George Lakoff writes in his article, "Metaphor, Morality and Politics", that the right wing has a balance sheet vision of morality...if someone commits a crime they "owe" us their punishment. It is not a philosophy that truly embraces the crime reduction/victims support spin that the Conservatives put on their crime agenda.

 This approach as it is embodied in Bill C-10 runs against common sense in so many ways:

 1. Is it not the case that no matter how many drug dealers we take off a given corner, there is always another one to replace them?

2. Does anyone really think that a 15 or 16 year old who is sufficiently needy ("screwed up") that he finds acceptance in a gang and commits a murder would ever be deterred by the threat of a prison sentence?
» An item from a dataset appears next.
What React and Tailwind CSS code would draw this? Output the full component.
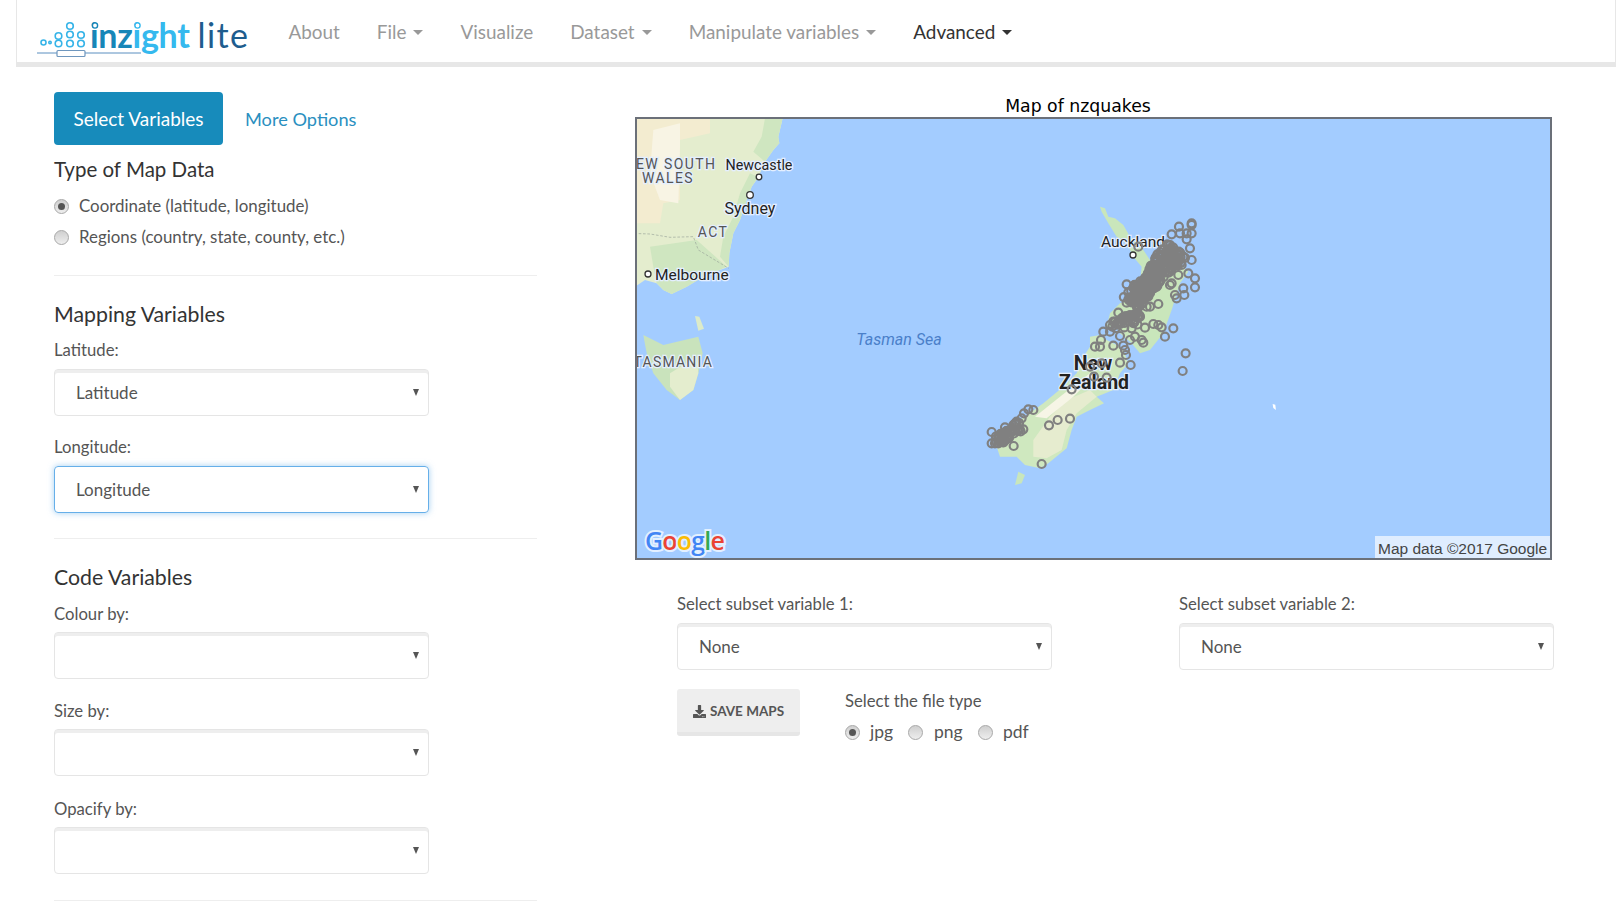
import React from "react";
import { FaDownload } from "react-icons/fa";

const navItems = [
  { label: "About" },
  { label: "File", caret: true },
  { label: "Visualize" },
  { label: "Dataset", caret: true },
  { label: "Manipulate variables", caret: true },
  { label: "Advanced", caret: true, active: true },
];

// scattered quakes, read off the map (in 3x crop coords, origin 950,200)
const outliers = [
  [725,70],[725,75],[687,80],[665,103],[690,100],[710,100],[725,100],[710,118],[720,145],[725,180],[700,170],[695,195],
  [715,220],[735,235],[735,262],[700,265],[703,285],[680,295],[675,285],[685,225],[665,250],[660,255],[530,253],[535,277],
  [600,210],[590,240],[565,140],[530,308],[570,350],[625,312],[590,320],[600,320],[505,338],[540,345],[515,355],[490,365],
  [480,375],[460,395],[480,395],[510,408],[545,385],[555,360],[585,383],[610,372],[625,375],[635,382],[670,385],[645,410],
  [555,410],[540,420],[575,420],[580,428],[453,420],[435,440],[450,440],[490,437],[520,437],[525,450],[528,465],[510,488],
  [542,495],[707,460],[698,513],[470,533],[432,530],[365,568],[420,500],[455,490],[250,630],[235,628],[222,640],[215,655],
  [200,665],[190,675],[165,682],[125,696],[220,688],[125,730],[135,730],[145,730],[191,738],[297,676],[323,660],[360,656],
  [275,792],[165,720],
];

function jitter(i) {
  const v = Math.sin(i * 12.9898) * 43758.5453;
  return v - Math.floor(v);
}

const quakes = [...outliers];
for (let i = 0; i < 220; i++) {
  const t = jitter(i);
  const off = (jitter(i + 500) - 0.5) * (t < 0.3 ? 70 : 56);
  quakes.push([680 - 138 * t + off * 0.8, 150 + 158 * t + off * 0.6]);
}
for (let i = 0; i < 30; i++) {
  quakes.push([485 + jitter(i + 900) * 85, 340 + jitter(i + 950) * 45]);
}
for (let i = 0; i < 40; i++) {
  const t = jitter(i + 1200);
  quakes.push([145 + 60 * t + (jitter(i + 1300) - 0.5) * 26, 722 - 42 * t + (jitter(i + 1400) - 0.5) * 26]);
}

function Radio({ checked }) {
  return (
    <span className="flex h-[15px] w-[15px] shrink-0 items-center justify-center rounded-full border border-[#a8a8a8] bg-gradient-to-b from-[#cfcfcf] to-[#eeeeee]">
      {checked && <span className="h-[7px] w-[7px] rounded-full bg-[#555]" />}
    </span>
  );
}

function SelectBox({ value, focus, className }) {
  return (
    <div
      className={
        "flex h-[47px] items-center justify-between rounded-[4px] border pl-[21px] pr-[9px] text-[17px] text-[#555] " +
        (focus
          ? "border-[#66afe9] shadow-[0_0_6px_rgba(102,175,233,0.6)] "
          : "border-[#e5e5e5] shadow-[inset_0_3px_0_#eeeeee] ") +
        className
      }
    >
      <span>{value}</span>
      <span className="h-0 w-0 border-x-[3.5px] border-t-[7px] border-x-transparent border-t-[#555]" />
    </div>
  );
}

function FieldLabel({ children, className = "" }) {
  return <div className={"h-[22px] text-[16.7px] leading-[22px] text-[#555] " + className}>{children}</div>;
}

function Heading({ children, className }) {
  return <div className={"h-[26px] leading-[26px] text-[#333] " + className}>{children}</div>;
}

function Logo() {
  const rings = [[43.5,42.5,2.5],[50,42.5,1.2],[58.5,36,3.3],[58.5,43.5,3.3],[70,26,3.3],[70,34.5,3.3],[70,43.5,3.3],[81,35,3.3],[81,43.5,3.3]];
  return (
    <svg width="232" height="62" viewBox="17 0 232 62" className="block shrink-0">
      {rings.map(([x, y, r], i) => (
        <circle key={i} cx={x} cy={y} r={r} fill="none" stroke="#36b4e8" strokeWidth="1.6" />
      ))}
      <path d="M37 53H57M85 53H141" stroke="#5b8fc0" strokeWidth="1" />
      <rect x="57" y="50.5" width="28" height="6" rx="1" fill="#fff" stroke="#6f97be" strokeWidth="1.2" />
      <text x="90" y="48" fontFamily="Lato, sans-serif" fontSize="34" fontWeight="700" letterSpacing="-0.3">
        <tspan fill="#1786b8">inz</tspan>
        <tspan fill="#35b9ee">ight</tspan>
        <tspan fill="#1e5d8e" fontWeight="400" dx="8" letterSpacing="1.4">lite</tspan>
      </text>
      <circle cx="95" cy="25.5" r="2.6" fill="#fff" stroke="#1786b8" strokeWidth="1.4" />
      <circle cx="137.5" cy="25.5" r="2.6" fill="#fff" stroke="#35b9ee" strokeWidth="1.4" />
    </svg>
  );
}

function MapLabel({ x, y, size = 14, anchor = "middle", fill = "#222", weight = 400, spacing = 0, italic, halo = "#e4efff", children }) {
  return (
    <text
      x={x}
      y={y}
      textAnchor={anchor}
      fontFamily="Roboto, sans-serif"
      fontSize={size}
      fontWeight={weight}
      fontStyle={italic ? "italic" : "normal"}
      letterSpacing={spacing}
      fill={fill}
      stroke={halo}
      strokeWidth={halo === "none" ? 0 : 2.5}
      paintOrder="stroke"
    >
      {children}
    </text>
  );
}

function QuakeMap() {
  return (
    <svg viewBox="637 119 913 439" className="block h-full w-full bg-[#a3ccff]">
      <defs>
        <filter id="soft">
          <feGaussianBlur stdDeviation="2" />
        </filter>
      </defs>
      {/* south-east Australia */}
      <g transform="translate(630 90) scale(0.3333)" filter="url(#soft)">
        <path d="M0 85H458L445 140 448 160 430 180 405 215 385 262 365 290 350 330 330 390 310 430 298 490 296 530 270 540 220 560 170 590 125 612 100 600 80 580 45 570 0 600Z" fill="#e4edce" />
        <path d="M0 85H240V130L150 150V330L100 340 90 400H0Z" fill="#f3ecd0" />
        <path d="M70 120 150 100V170L145 340 90 330 60 250Z" fill="#f8f4e4" />
        <path d="M405 85H458L445 140 448 160 430 180 405 215 370 185 395 140Z" fill="#cfe6c0" />
        <path d="M385 262 365 290 350 330 330 390 310 430 298 490 296 530 270 500 280 440 310 380 330 310 360 250Z" fill="#cfe6c0" />
        <path d="M60 470 200 450 290 530 220 560 170 590 125 612 100 600 80 580 70 530Z" fill="#cfe6c0" />
        <path d="M40 735 100 765 205 740 218 790 205 850 190 900 150 930 110 900 70 850 50 790Z" fill="#c9e3bc" />
        <path d="M120 850 200 800 205 850 190 900 150 930 120 890Z" fill="#e4edce" />
        <path d="M195 678 208 680 222 716 205 722Z" fill="#dcebc9" />
      </g>
      <g transform="translate(630 90) scale(0.3333)">
        <path d="M0 430 60 432 120 442 190 440 205 480 296 535" fill="none" stroke="#9aa59a" strokeWidth="2" strokeDasharray="8 5" />
      </g>
      {/* New Zealand */}
      <g transform="translate(950 200) scale(0.3333)" filter="url(#soft)">
        <path d="M450 20 465 25 475 50 495 55 520 75 540 110 560 125 580 150 600 180 620 190 650 175 675 180 715 215 690 250 665 330 640 400 600 450 570 460 545 430 510 400 500 380 470 380 480 340 510 310 545 300 570 250 575 200 550 170 530 130 500 110 475 70 455 35Z" fill="#c9e6bb" />
        <path d="M420 410 450 405 470 420 500 435 520 450 535 490 510 520 490 570 440 590 462 610 420 630 380 650 365 690 350 745 295 790 270 805 225 795 200 770 150 770 140 740 180 690 210 660 280 610 340 560 380 520 400 470 420 440Z" fill="#cfe8bf" />
        <path d="M250 720 300 650 350 600 420 570 440 590 380 640 350 690 335 750 290 775 250 770Z" fill="#e6eccf" />
        <path d="M255 650 330 590 420 520 430 530 370 590 290 655Z" fill="#f6f5e6" />
        <path d="M205 815 225 825 215 850 195 855Z" fill="#c9e6bb" />
        <path d="M968 612 976 614 978 630 970 624Z" fill="#ffffff" />
      </g>
      <MapLabel x={636} y={169} anchor="start" size={14} fill="#555" spacing={1.4}>EW SOUTH</MapLabel>
      <MapLabel x={668} y={183} size={14} fill="#555" spacing={1.4}>WALES</MapLabel>
      <MapLabel x={759} y={170} size={14.3}>Newcastle</MapLabel>
      <MapLabel x={750} y={214} size={16}>Sydney</MapLabel>
      <MapLabel x={713} y={237} size={14} fill="#555" spacing={1.4}>ACT</MapLabel>
      <MapLabel x={655} y={280} anchor="start" size={15.5}>Melbourne</MapLabel>
      <MapLabel x={713} y={367} anchor="end" size={14} fill="#555" spacing={1.2}>TASMANIA</MapLabel>
      <MapLabel x={899} y={345} size={16} fill="#4a7fc9" italic halo="none">Tasman Sea</MapLabel>
      <MapLabel x={1133} y={247} size={15.5}>Auckland</MapLabel>
      <MapLabel x={1093} y={370} size={19.5} weight={700}>New</MapLabel>
      <MapLabel x={1094} y={389} size={19.5} weight={700}>Zealand</MapLabel>
      {[[759,177,2.8],[750,195,3.3],[648,274,3],[1133,255,3]].map(([x, y, r]) => (
        <circle key={x} cx={x} cy={y} r={r} fill="#fff" stroke="#333" strokeWidth="1.3" />
      ))}
      <g transform="translate(950 200) scale(0.3333)" fill="none" stroke="#808080" strokeWidth="6.5">
        {quakes.map(([x, y], i) => (
          <circle key={i} cx={x} cy={y} r="12" />
        ))}
      </g>
      <text x={645} y={550} fontFamily="'Open Sans', sans-serif" fontSize="25" fontWeight="600" letterSpacing="-0.8" stroke="#e3f0ff" strokeWidth="4" paintOrder="stroke">
        <tspan fill="#4285f4">G</tspan>
        <tspan fill="#ea4335">o</tspan>
        <tspan fill="#fbbc05">o</tspan>
        <tspan fill="#4285f4">g</tspan>
        <tspan fill="#34a853">l</tspan>
        <tspan fill="#ea4335">e</tspan>
      </text>
      <rect x={1375} y={536} width={175} height={22} fill="#dfedff" />
      <text x={1378} y={554} fontFamily="'Liberation Sans', sans-serif" fontSize="15.5" fill="#444">Map data ©2017 Google</text>
    </svg>
  );
}

export default function App() {
  return (
    <div className="h-[916px] overflow-hidden bg-white font-[Lato,sans-serif]">
      {/* navbar */}
      <div className="ml-[16px] flex h-[67px] w-[1600px] items-center border-x border-b-[5px] border-[#e7e7e7] bg-white">
        <Logo />
        <div className="ml-[21px] flex items-center pt-[2px] text-[18.9px]">
          {navItems.map(item => (
            <div
              key={item.label}
              className={
                "flex items-center gap-[7px] px-[18.5px] " +
                (item.active ? "text-[#333]" : "text-[#999]")
              }
            >
              {item.label}
              {item.caret && (
                <span
                  className={
                    "mt-[2px] h-0 w-0 border-x-[5.5px] border-t-[5px] border-x-transparent " +
                    (item.active ? "border-t-[#333]" : "border-t-[#999]")
                  }
                />
              )}
            </div>
          ))}
        </div>
      </div>

      <div className="flex">
        {/* left column */}
        <div className="ml-[54px] w-[483px]">
          <div className="mt-[25px] flex items-center">
            <div className="flex h-[53px] w-[169px] items-center justify-center rounded-[4px] bg-[#178bbb] pt-[2px] text-[19px] text-white">
              Select Variables
            </div>
            <div className="ml-[22px] pt-[2px] text-[18.2px] text-[#2a8fc0]">More Options</div>
          </div>

          <Heading className="mt-[11px] text-[20.5px]">Type of Map Data</Heading>
          <label className="mt-[12px] flex h-[24px] items-center gap-[10px] text-[16.9px] text-[#555]">
            <Radio checked />
            Coordinate (latitude, longitude)
          </label>
          <label className="mt-[7px] flex h-[24px] items-center gap-[10px] text-[16.9px] text-[#555]">
            <Radio />
            Regions (country, state, county, etc.)
          </label>
          <div className="mt-[26px] h-px bg-[#eeeeee]" />

          <Heading className="mt-[25px] text-[21.3px]">Mapping Variables</Heading>
          <FieldLabel className="mt-[12px]">Latitude:</FieldLabel>
          <SelectBox value="Latitude" className="mt-[8px] w-[375px]" />
          <FieldLabel className="mt-[20px]">Longitude:</FieldLabel>
          <SelectBox value="Longitude" focus className="mt-[8px] w-[375px]" />
          <div className="mt-[25px] h-px bg-[#eeeeee]" />

          <Heading className="mt-[25px] text-[21.3px]">Code Variables</Heading>
          <FieldLabel className="mt-[13px]">Colour by:</FieldLabel>
          <SelectBox className="mt-[7px] w-[375px]" />
          <FieldLabel className="mt-[21px]">Size by:</FieldLabel>
          <SelectBox className="mt-[7px] w-[375px]" />
          <FieldLabel className="mt-[22px]">Opacify by:</FieldLabel>
          <SelectBox className="mt-[7px] w-[375px]" />
          <div className="mt-[26px] h-px bg-[#eeeeee]" />
        </div>

        {/* right column */}
        <div className="ml-[98px] w-[919px]">
          <div className="mt-[28px] h-[22px] pr-[33px] text-center font-['DejaVu_Sans'] text-[17.3px] leading-[22px] text-black">
            Map of nzquakes
          </div>
          <div className="h-[443px] w-[917px] border-2 border-[#6b7079]">
            <QuakeMap />
          </div>

          <div className="ml-[42px] mt-[33px] flex gap-[127px]">
            <div className="w-[375px]">
              <FieldLabel>Select subset variable 1:</FieldLabel>
              <SelectBox value="None" className="mt-[8px]" />
            </div>
            <div className="w-[375px]">
              <FieldLabel>Select subset variable 2:</FieldLabel>
              <SelectBox value="None" className="mt-[8px]" />
            </div>
          </div>

          <div className="ml-[42px] mt-[19px] flex">
            <button className="flex h-[47px] w-[123px] items-center justify-center gap-[4px] rounded-[3px] border-b-4 border-[#e6e6e6] bg-[#eeeeee] pt-[1px] text-[13.5px] font-bold text-[#555]">
              <FaDownload className="text-[13px]" />
              SAVE MAPS
            </button>
            <div className="ml-[45px] mt-px">
              <FieldLabel>Select the file type</FieldLabel>
              <div className="mt-[8px] flex h-[24px] items-center text-[17.5px] text-[#555]">
                <Radio checked />
                <span className="ml-[10px] w-[38px]">jpg</span>
                <Radio />
                <span className="ml-[11px] w-[44px]">png</span>
                <Radio />
                <span className="ml-[10px]">pdf</span>
              </div>
            </div>
          </div>
        </div>
      </div>
    </div>
  );
}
3. When it comes to addictions that drive so much crime, does anyone really believe that an addict can just will themselves a cure and just turn off the driver that causes them to commit multiple crimes? How many of us have fought an addiction to tobacco and know how difficult it is simply to turn that off, despite the fact that in the back of every smokers' mind, there has to be some level of understanding that they are facing a death penalty for doing it?

4. I believe that an 18 year old can make a stupid mistake, and many have, and that it does not define who they are or who they will become. Bill C-10, however, will define and ruin their lives. What good does it do to imprison a youth for one year for having 6 marijuana plants when they will emerge with a criminal record, have difficulty finding jobs for the rest of their lives, be more inclined to be a criminal in the future, etc.?

5. It also seems clear to me that many offenders have addiction, mental health, or fetal alcohol syndrome problems that are the cause of their behavior. The cost-benefit of programs addressing these issues infinitely outweighs the costs of imprisonment.